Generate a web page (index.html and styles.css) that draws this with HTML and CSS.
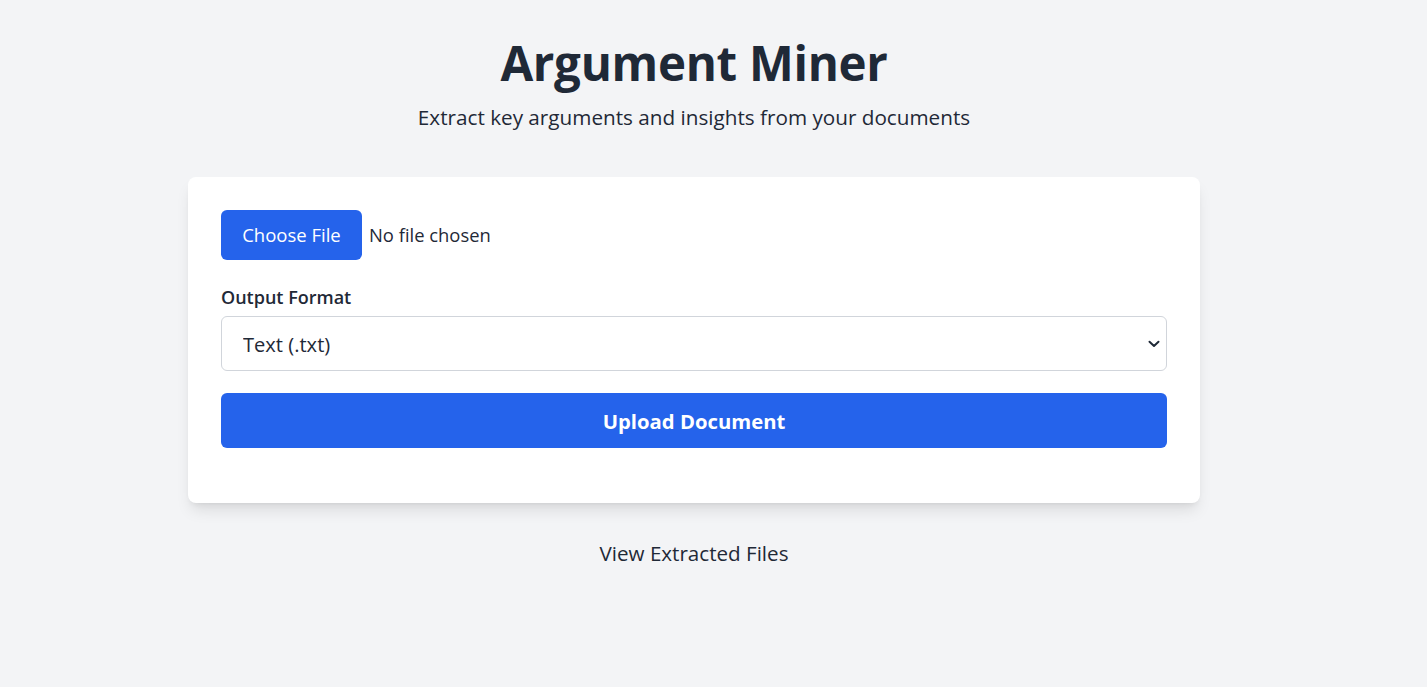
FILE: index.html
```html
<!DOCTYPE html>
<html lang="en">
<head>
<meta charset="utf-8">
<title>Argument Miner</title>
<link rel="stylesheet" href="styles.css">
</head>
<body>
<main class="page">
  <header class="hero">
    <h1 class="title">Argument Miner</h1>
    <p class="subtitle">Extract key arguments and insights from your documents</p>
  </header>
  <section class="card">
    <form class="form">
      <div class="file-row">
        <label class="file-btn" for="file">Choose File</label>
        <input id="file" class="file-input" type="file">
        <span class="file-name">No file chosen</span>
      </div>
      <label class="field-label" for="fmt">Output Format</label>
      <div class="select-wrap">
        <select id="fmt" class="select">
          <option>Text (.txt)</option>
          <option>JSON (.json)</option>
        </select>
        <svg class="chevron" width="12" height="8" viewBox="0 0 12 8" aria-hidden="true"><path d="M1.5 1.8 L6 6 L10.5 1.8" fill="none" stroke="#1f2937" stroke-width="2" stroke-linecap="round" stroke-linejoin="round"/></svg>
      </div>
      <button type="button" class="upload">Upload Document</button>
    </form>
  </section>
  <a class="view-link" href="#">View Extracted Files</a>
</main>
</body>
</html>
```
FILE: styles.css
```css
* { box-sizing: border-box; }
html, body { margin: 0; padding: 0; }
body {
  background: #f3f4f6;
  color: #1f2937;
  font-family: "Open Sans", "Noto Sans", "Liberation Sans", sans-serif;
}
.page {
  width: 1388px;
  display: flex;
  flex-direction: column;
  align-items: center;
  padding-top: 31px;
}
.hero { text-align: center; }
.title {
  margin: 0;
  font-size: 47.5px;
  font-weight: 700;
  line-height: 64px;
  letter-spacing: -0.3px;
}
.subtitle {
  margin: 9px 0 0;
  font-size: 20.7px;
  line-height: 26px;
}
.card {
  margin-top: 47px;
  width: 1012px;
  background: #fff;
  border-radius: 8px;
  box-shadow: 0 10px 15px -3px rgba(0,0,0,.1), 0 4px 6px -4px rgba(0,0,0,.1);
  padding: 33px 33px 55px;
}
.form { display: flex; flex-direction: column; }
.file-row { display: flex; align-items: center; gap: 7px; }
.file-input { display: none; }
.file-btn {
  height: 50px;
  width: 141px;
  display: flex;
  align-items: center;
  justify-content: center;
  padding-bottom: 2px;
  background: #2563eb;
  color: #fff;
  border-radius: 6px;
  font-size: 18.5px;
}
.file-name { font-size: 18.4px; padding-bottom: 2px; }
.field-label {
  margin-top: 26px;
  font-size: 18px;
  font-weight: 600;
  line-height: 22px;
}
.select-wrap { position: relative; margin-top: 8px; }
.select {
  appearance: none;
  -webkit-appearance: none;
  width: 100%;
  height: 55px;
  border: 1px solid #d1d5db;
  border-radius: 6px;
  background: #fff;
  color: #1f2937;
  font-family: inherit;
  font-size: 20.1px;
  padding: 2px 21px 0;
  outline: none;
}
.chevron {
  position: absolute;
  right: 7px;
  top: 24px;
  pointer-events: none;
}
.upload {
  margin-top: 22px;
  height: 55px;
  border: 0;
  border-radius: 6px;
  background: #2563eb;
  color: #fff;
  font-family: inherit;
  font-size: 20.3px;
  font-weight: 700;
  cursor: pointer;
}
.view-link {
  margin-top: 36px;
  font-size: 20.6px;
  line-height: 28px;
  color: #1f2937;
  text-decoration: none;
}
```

WHAT YOU NEED TO DO: Restate the whole of the material word for word without the pictures.

WRITTEN ANSWER:
Generate a web page (index.html and styles.css) that draws this with HTML and CSS.
FILE: index.html
```html
<!DOCTYPE html>
<html lang="en">
<head>
<meta charset="utf-8">
<title>Argument Miner</title>
<link rel="stylesheet" href="styles.css">
</head>
<body>
<main class="page">
  <header class="hero">
    <h1 class="title">Argument Miner</h1>
    <p class="subtitle">Extract key arguments and insights from your documents</p>
  </header>
  <section class="card">
    <form class="form">
      <div class="file-row">
        <label class="file-btn" for="file">Choose File</label>
        <input id="file" class="file-input" type="file">
        <span class="file-name">No file chosen</span>
      </div>
      <label class="field-label" for="fmt">Output Format</label>
      <div class="select-wrap">
        <select id="fmt" class="select">
          <option>Text (.txt)</option>
          <option>JSON (.json)</option>
        </select>
        <svg class="chevron" width="12" height="8" viewBox="0 0 12 8" aria-hidden="true"><path d="M1.5 1.8 L6 6 L10.5 1.8" fill="none" stroke="#1f2937" stroke-width="2" stroke-linecap="round" stroke-linejoin="round"/></svg>
      </div>
      <button type="button" class="upload">Upload Document</button>
    </form>
  </section>
  <a class="view-link" href="#">View Extracted Files</a>
</main>
</body>
</html>
```
FILE: styles.css
```css
* { box-sizing: border-box; }
html, body { margin: 0; padding: 0; }
body {
  background: #f3f4f6;
  color: #1f2937;
  font-family: "Open Sans", "Noto Sans", "Liberation Sans", sans-serif;
}
.page {
  width: 1388px;
  display: flex;
  flex-direction: column;
  align-items: center;
  padding-top: 31px;
}
.hero { text-align: center; }
.title {
  margin: 0;
  font-size: 47.5px;
  font-weight: 700;
  line-height: 64px;
  letter-spacing: -0.3px;
}
.subtitle {
  margin: 9px 0 0;
  font-size: 20.7px;
  line-height: 26px;
}
.card {
  margin-top: 47px;
  width: 1012px;
  background: #fff;
  border-radius: 8px;
  box-shadow: 0 10px 15px -3px rgba(0,0,0,.1), 0 4px 6px -4px rgba(0,0,0,.1);
  padding: 33px 33px 55px;
}
.form { display: flex; flex-direction: column; }
.file-row { display: flex; align-items: center; gap: 7px; }
.file-input { display: none; }
.file-btn {
  height: 50px;
  width: 141px;
  display: flex;
  align-items: center;
  justify-content: center;
  padding-bottom: 2px;
  background: #2563eb;
  color: #fff;
  border-radius: 6px;
  font-size: 18.5px;
}
.file-name { font-size: 18.4px; padding-bottom: 2px; }
.field-label {
  margin-top: 26px;
  font-size: 18px;
  font-weight: 600;
  line-height: 22px;
}
.select-wrap { position: relative; margin-top: 8px; }
.select {
  appearance: none;
  -webkit-appearance: none;
  width: 100%;
  height: 55px;
  border: 1px solid #d1d5db;
  border-radius: 6px;
  background: #fff;
  color: #1f2937;
  font-family: inherit;
  font-size: 20.1px;
  padding: 2px 21px 0;
  outline: none;
}
.chevron {
  position: absolute;
  right: 7px;
  top: 24px;
  pointer-events: none;
}
.upload {
  margin-top: 22px;
  height: 55px;
  border: 0;
  border-radius: 6px;
  background: #2563eb;
  color: #fff;
  font-family: inherit;
  font-size: 20.3px;
  font-weight: 700;
  cursor: pointer;
}
.view-link {
  margin-top: 36px;
  font-size: 20.6px;
  line-height: 28px;
  color: #1f2937;
  text-decoration: none;
}
```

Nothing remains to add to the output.